Sunday, May 11, 2008

Won't I miss her?

For those who don't know, my mom died of cancer when I had just crossed the threshold of 10 years old. What follows is an imagined dialogue between myself and God prior to my birth.


Me: God?

God: Yes love?

Me: So, I'm going back again soon....

God: Yes my expression, you've wanted to go again.

Me: I know. I do want to. I'm just always a little scared when I get ready to leave.

God: I know. I understand. I think you will love this go around.

Me: I think so too... I'm not sure about this losing her while I'm so young.

God: You've had her many times before, and this time, she wants to help you learn to really believe in yourself on a deeper level.

Me: Yes, I want to learn that. That I am capable and lovable and able. That I have everything I need within me.

God: Indeed my love.
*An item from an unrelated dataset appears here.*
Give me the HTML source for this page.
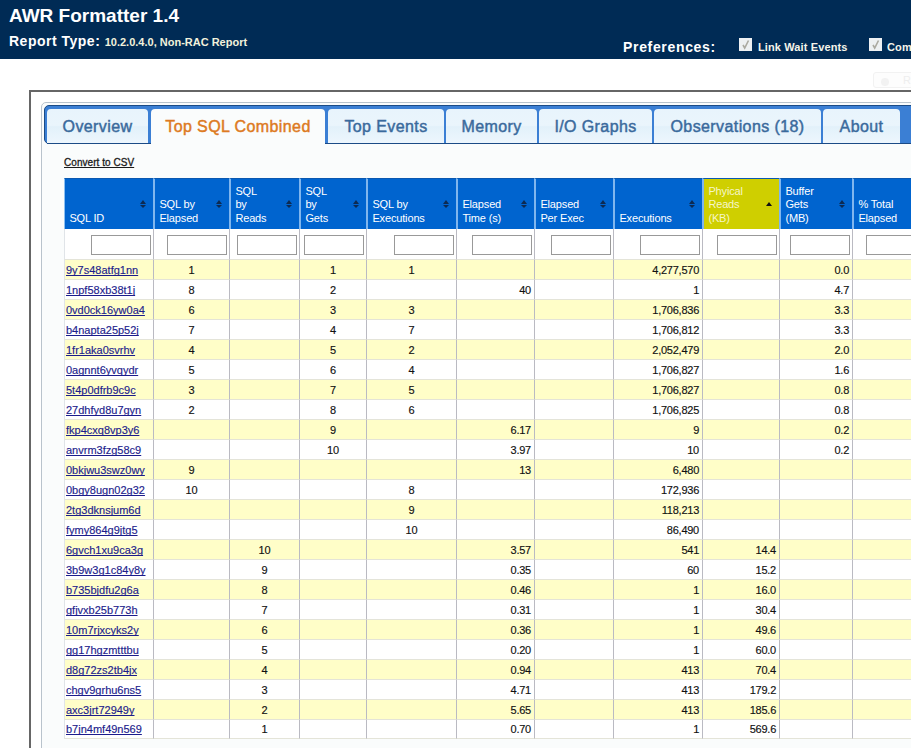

You will learn that and so much more.

Me: I'll miss her though, when she goes, won't I?

God: You will. Yet this missing will teach you as well. And we both know she'll be very close to you even when you can't see her.

Me: I know.

God: And, you'll be back here before you know it. Stronger, even more loving, and full of joy.

Me: Yes. It's gonna be great. Hard, but great.

God: Great indeed.

2 comments:

Evelyn Parkside said...

Wow...that was incredibly poignant and deep. I love the conversation with God and knowledge that this is all planned out before we even get here. I also really love the idea of coming back for an even deeper and deeper understanding. Great piece.

Eti said...

That is a wonderful perspective. Have you ever read The Shack?